Oooh, and the guests of honour! From the RPG side of things, we’ve got Suzi Yee of Expeditious Retreat Press, purveyors of quality game supplement and OSRIC modules. They may be remembered for such works as the ENnie Award-winning A Magical Medieval Society – Western Europe and the WTF-inducing one-on-one module Pleasure Prison of the B’thuvian Demon Whore. Also, Joseph Browning is tagging along.

Our other guests of honour are L. Scott Johnson, designer of the Vampire: the Eternal Struggle CCG (oh, hey, we’ve got a tournament of that, too, whoda thunk it), Malik Hyltoft, a LARP luminary from Denmark, and the Finn Antti Malin, the reigning Magic: the Gathering World Champion.

I’ve here only scratched the surface of the excellence that will be Ropecon 2009.  This post may read like an advertisement, and, well, it is. However, I’m not getting anything out of this. It’s a non-profit venture. My pay is a badge and an invitation to the post-con party. I am getting that famous t-shirt, but I have to buy it. And, well, I’ve been promised cookies, but that’s not from the con organisation.

We’re all just doing it for the awesome.

9 thoughts on “Ropecon Draws Nigh

  1. Speaking as someone who did your job for years…

    The non-shift in GMs/DMs between editions is not exactly new: when I was doing this thing, the shift from oWoD to nWoD (as the difference between old-school World of Darkness and new World of Darkness by White Wolf is know), I noticed the same.

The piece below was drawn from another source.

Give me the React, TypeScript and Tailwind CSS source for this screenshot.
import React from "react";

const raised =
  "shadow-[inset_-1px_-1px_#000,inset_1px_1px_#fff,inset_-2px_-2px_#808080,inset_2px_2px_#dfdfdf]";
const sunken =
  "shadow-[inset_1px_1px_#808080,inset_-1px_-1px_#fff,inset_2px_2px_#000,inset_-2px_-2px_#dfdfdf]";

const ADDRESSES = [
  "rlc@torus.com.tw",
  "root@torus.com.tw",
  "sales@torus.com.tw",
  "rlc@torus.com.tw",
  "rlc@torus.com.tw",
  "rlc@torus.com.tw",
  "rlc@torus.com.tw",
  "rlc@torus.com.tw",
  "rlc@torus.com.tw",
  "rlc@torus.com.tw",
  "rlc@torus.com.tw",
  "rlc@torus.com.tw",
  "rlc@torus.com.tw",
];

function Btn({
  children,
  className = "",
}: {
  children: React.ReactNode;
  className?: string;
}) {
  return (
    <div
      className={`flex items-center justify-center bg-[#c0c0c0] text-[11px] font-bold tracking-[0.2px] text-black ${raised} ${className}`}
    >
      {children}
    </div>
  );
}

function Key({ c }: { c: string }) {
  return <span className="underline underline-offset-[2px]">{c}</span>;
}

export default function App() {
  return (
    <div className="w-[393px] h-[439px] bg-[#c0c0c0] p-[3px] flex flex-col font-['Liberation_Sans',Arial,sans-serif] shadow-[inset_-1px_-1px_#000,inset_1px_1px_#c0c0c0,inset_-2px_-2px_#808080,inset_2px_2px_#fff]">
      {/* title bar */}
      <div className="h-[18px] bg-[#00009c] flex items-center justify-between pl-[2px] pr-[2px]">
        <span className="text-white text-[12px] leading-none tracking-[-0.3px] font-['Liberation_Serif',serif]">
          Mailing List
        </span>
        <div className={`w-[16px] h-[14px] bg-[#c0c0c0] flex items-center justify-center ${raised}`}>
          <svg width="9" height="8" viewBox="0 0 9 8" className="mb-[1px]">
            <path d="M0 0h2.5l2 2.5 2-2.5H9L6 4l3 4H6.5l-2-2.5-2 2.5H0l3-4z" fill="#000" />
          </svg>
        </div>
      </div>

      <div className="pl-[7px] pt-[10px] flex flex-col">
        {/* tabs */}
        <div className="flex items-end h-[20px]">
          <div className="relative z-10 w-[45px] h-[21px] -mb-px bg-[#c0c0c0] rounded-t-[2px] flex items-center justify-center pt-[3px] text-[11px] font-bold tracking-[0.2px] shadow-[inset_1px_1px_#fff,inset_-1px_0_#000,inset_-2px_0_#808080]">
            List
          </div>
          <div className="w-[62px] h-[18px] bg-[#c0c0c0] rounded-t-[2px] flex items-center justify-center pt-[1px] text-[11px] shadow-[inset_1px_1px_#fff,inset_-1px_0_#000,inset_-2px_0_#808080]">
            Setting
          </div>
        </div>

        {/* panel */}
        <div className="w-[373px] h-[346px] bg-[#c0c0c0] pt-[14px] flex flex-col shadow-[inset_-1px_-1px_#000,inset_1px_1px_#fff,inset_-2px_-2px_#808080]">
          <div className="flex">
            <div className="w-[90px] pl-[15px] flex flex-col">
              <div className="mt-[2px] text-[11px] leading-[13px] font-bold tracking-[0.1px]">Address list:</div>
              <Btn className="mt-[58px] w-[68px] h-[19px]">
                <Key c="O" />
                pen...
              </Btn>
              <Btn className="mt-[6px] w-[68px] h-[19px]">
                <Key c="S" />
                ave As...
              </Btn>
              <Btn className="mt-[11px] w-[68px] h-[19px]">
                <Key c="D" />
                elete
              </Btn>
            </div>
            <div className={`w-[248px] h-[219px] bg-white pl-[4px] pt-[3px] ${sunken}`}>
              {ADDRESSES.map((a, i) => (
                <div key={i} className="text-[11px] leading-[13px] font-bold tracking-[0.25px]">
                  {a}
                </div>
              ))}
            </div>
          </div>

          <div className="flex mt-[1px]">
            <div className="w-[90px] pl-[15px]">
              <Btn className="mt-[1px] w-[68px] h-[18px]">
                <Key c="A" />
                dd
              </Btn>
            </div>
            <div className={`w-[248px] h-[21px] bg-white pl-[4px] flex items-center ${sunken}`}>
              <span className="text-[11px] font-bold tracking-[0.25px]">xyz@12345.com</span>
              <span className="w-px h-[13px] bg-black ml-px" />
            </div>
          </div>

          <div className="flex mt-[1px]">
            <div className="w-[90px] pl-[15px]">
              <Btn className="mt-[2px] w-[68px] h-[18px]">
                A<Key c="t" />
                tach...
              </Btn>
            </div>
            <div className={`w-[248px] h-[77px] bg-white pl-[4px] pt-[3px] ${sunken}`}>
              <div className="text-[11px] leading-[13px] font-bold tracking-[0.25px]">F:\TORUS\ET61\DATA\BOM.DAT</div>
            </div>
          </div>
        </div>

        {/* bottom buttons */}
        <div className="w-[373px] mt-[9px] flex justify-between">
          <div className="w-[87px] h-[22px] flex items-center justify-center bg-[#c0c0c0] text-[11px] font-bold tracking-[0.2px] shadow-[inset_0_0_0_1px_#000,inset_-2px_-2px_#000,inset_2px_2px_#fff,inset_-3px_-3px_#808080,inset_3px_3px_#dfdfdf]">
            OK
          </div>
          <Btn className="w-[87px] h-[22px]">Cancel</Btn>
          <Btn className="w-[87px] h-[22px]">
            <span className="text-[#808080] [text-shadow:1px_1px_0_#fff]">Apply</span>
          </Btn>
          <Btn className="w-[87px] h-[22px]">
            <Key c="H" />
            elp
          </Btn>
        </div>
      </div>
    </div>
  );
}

In Finland, oWoD and WoD LARPs were huge. Really, really huge; you couldn’t throw a rock in an university city without hitting someone who played either oWoD or WoD LARP or both.

    First, there were still tons and tons of oWoD games going on, enough to warrant a room and section of their own. The numbers of nWoD games remained low.

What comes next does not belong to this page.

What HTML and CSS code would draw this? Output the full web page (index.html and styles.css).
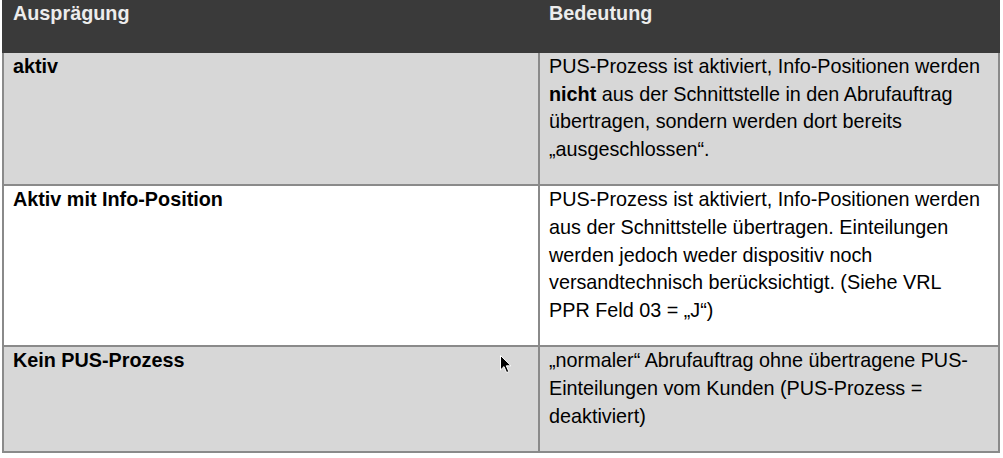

    Then the numbers of oWoD games began to dwindle away, small enough that they were rolled together with “horror” games; the number of nWoD games did not go up in a significant fashion.

    What’s the score today between oWoD and nWoD?

    Because that is what you might expect from the future of 3.*e and 4e in Finland when it comes to ‘con games.

    I suspect this may have something to do with the fact that the games are more aggressively marketed on the other side of the Pond, and the support they receive from the game manufacturers is stronger; there seems to be this sweet fuck-all attitude to international gamers when it comes to pushing material for them to adapt, as if they expected us otherplacians just pick up the steam of Americans and then just roll with it on our own.

  2. By a quick glance at the games listing – online at http://conbase.ropecon.fi/programs/public/all/time/12?id=16 – I can spot five WoD games, all of which appear to be Vampire: the Masquerade.

    Huh.

    Of course, there’s also the organised play contingent. It used to be Living Greyhawk, now it’s Pathfinder Society, and it’s the same people, same dedicated DMs. Nobody is doing Living Forgotten Realms after we jumped ship.

  3. Yeah. And in 1996-2002, WoD games had a constant presence of 40+ WoD GMs per ‘con, or thereabouts, with a notable drop after the shift from oWoD to nWoD.

    So the chances are right now that in Finland…

    1) Pathfinder will have some kind of good future, because it is actively supported both by the fans and the company.
    2) 3.* and 4.* games in ‘cons will continue to dwindle to a degree.

  4. The numbers in the Society for Nordic Roleplaying press release are a result of a different way of calculating how many people there are in an event. Ropecon has traditionally calculated a person who visits the con for three days as a single visitor, while the standard in Finland for this kind of event is calculating visitor/days. So, 9000 people could be 3000 people per day.

    Ropecon’s method is certainly more intuitive, but does a great disservice to the con because nobody else is doing it like this.

  5. I am. I am also mumbling something about role-playing theory.

    (Thanks Tommi.)

  6. From what I can tell, it would seem I am the only DM openly running 4e in Ropecon.

    I was surprised, as least year there were like 10+ games. I would’ve wanted to play myself on Friday. Oh well. Impromptu oWoD and ORE weirdness it is!

  7. Ludosofy: I figure I’ll be mumbling something about rpg theory next year. Probably a tad less academic, though.

  8. Ishi, in addition to you, there are two GMs running a competition module that’s 4E. It should not be too hard to figure out which one it is. The blurb doesn’t publicise it, though.